◆ Provided material ◆
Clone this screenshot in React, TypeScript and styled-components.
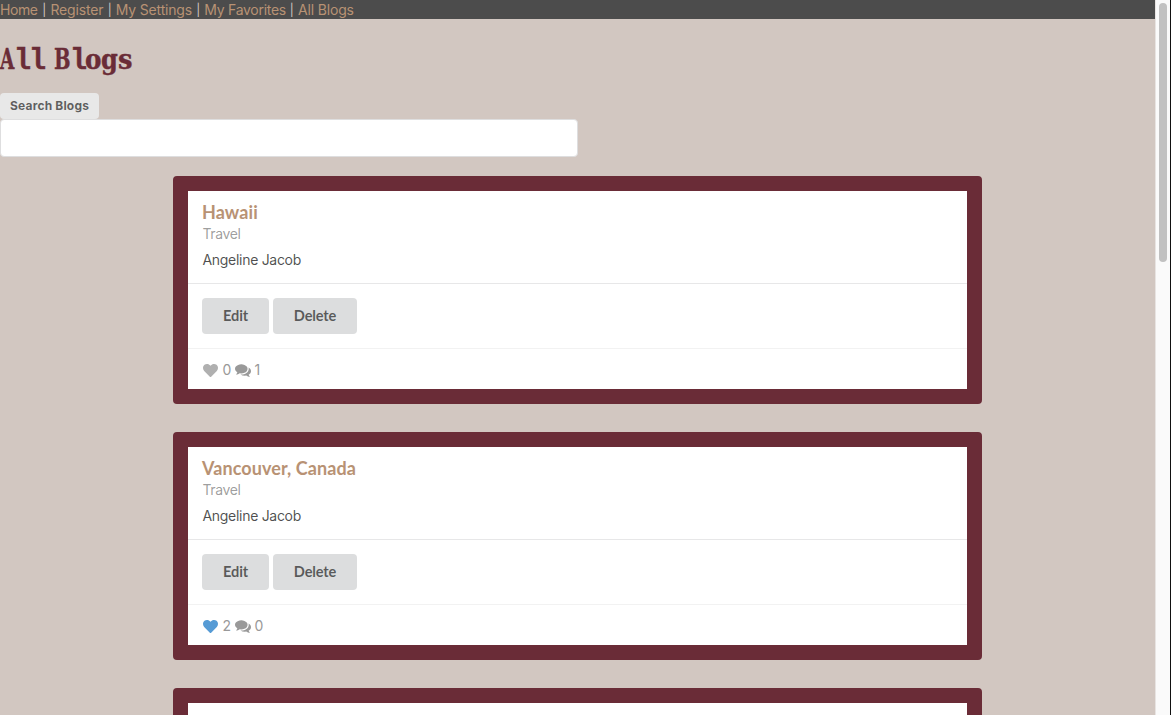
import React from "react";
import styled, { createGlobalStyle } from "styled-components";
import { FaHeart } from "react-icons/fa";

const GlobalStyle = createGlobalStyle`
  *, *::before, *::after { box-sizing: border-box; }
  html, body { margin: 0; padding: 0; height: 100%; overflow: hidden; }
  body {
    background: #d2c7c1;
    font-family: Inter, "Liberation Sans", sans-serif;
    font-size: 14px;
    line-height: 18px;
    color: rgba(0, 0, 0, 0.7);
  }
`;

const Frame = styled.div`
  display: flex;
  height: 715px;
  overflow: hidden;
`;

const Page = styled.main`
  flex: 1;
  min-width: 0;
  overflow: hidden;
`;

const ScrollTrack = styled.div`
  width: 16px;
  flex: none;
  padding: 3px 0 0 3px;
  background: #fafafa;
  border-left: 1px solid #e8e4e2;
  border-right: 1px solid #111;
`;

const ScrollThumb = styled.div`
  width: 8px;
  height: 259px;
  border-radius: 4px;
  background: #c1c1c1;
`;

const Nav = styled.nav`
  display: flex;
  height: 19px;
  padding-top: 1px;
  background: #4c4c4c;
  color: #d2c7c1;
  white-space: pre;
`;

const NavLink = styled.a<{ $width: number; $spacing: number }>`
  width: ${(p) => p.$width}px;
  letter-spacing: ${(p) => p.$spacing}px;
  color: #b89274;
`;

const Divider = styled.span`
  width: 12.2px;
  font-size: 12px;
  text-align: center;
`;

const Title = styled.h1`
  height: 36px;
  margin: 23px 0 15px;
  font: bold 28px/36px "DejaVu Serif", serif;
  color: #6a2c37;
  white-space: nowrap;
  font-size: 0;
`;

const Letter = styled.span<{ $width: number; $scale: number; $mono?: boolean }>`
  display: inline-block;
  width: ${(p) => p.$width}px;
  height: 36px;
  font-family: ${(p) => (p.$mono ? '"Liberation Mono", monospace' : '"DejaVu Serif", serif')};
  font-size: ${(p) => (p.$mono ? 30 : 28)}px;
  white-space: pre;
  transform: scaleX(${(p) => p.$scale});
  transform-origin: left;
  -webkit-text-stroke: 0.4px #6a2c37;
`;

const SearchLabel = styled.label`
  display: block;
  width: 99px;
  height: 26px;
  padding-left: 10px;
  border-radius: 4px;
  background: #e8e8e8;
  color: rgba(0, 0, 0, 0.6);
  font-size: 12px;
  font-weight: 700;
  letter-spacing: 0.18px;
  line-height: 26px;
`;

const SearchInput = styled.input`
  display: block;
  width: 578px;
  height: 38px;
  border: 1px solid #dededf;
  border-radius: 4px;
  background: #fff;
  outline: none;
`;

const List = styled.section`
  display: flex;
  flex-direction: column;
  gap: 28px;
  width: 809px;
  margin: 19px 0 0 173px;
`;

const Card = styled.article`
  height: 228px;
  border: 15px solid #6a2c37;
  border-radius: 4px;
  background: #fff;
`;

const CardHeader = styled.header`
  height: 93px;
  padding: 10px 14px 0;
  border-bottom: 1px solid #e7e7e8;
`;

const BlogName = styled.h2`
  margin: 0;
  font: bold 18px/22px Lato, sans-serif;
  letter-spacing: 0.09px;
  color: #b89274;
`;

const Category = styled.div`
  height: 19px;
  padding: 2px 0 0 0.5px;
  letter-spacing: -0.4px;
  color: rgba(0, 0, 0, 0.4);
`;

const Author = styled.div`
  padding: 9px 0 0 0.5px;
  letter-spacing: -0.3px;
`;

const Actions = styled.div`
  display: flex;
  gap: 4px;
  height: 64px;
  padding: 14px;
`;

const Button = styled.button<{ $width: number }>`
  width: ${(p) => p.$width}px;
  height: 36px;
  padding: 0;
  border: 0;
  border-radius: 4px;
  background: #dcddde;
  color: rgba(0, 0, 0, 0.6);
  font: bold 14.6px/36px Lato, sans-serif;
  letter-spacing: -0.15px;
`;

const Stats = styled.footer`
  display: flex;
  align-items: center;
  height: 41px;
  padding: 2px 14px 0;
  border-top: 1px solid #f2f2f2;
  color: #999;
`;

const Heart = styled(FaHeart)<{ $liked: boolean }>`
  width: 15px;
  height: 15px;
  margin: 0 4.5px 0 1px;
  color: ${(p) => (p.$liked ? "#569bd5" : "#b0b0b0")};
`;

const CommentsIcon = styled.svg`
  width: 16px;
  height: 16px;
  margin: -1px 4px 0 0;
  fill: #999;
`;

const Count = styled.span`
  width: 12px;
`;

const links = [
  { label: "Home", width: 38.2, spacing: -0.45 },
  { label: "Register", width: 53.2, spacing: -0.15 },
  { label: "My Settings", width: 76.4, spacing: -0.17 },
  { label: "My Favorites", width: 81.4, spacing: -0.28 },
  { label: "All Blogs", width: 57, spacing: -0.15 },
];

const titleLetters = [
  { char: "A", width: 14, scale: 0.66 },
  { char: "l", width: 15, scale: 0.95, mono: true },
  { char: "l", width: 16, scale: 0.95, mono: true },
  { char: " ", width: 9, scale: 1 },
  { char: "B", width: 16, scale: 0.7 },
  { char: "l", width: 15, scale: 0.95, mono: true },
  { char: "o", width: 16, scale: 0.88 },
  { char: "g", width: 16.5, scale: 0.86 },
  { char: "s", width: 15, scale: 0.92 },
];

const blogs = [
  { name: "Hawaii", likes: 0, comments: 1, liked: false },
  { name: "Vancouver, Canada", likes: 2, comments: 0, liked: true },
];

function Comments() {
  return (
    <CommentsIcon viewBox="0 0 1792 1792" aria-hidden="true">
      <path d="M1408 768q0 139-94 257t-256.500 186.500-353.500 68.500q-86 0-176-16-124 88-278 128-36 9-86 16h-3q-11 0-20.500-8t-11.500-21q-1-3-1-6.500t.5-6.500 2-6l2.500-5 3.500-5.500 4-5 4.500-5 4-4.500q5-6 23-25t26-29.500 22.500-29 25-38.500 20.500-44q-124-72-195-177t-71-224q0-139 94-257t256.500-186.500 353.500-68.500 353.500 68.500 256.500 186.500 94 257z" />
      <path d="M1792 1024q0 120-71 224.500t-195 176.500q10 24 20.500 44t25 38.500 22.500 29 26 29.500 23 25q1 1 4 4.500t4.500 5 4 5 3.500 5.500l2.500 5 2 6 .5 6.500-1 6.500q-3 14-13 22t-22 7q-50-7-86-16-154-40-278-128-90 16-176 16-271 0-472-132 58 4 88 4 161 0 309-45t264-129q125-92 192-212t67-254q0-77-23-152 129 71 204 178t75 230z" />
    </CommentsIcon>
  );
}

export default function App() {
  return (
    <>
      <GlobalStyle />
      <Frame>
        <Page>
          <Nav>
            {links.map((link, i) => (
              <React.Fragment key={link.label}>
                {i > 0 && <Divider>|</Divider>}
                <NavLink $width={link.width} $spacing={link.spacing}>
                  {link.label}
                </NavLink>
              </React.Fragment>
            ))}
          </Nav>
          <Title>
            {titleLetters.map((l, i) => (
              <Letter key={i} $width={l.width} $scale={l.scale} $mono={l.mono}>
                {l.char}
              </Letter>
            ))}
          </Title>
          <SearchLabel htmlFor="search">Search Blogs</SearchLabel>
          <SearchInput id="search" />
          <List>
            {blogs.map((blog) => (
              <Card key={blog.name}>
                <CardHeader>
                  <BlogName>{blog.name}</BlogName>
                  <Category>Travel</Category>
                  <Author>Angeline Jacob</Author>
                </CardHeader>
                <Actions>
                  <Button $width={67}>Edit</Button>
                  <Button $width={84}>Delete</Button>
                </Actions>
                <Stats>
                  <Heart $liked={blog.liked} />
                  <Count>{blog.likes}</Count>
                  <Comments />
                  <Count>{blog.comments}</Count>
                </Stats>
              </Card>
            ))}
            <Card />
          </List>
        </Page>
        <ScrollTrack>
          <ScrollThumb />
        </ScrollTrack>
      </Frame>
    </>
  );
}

◆ Goal ◆
Copy every line of the listing that contains the word "components".

◆ Written response ◆
Clone this screenshot in React, TypeScript and styled-components.
import styled, { createGlobalStyle } from "styled-components";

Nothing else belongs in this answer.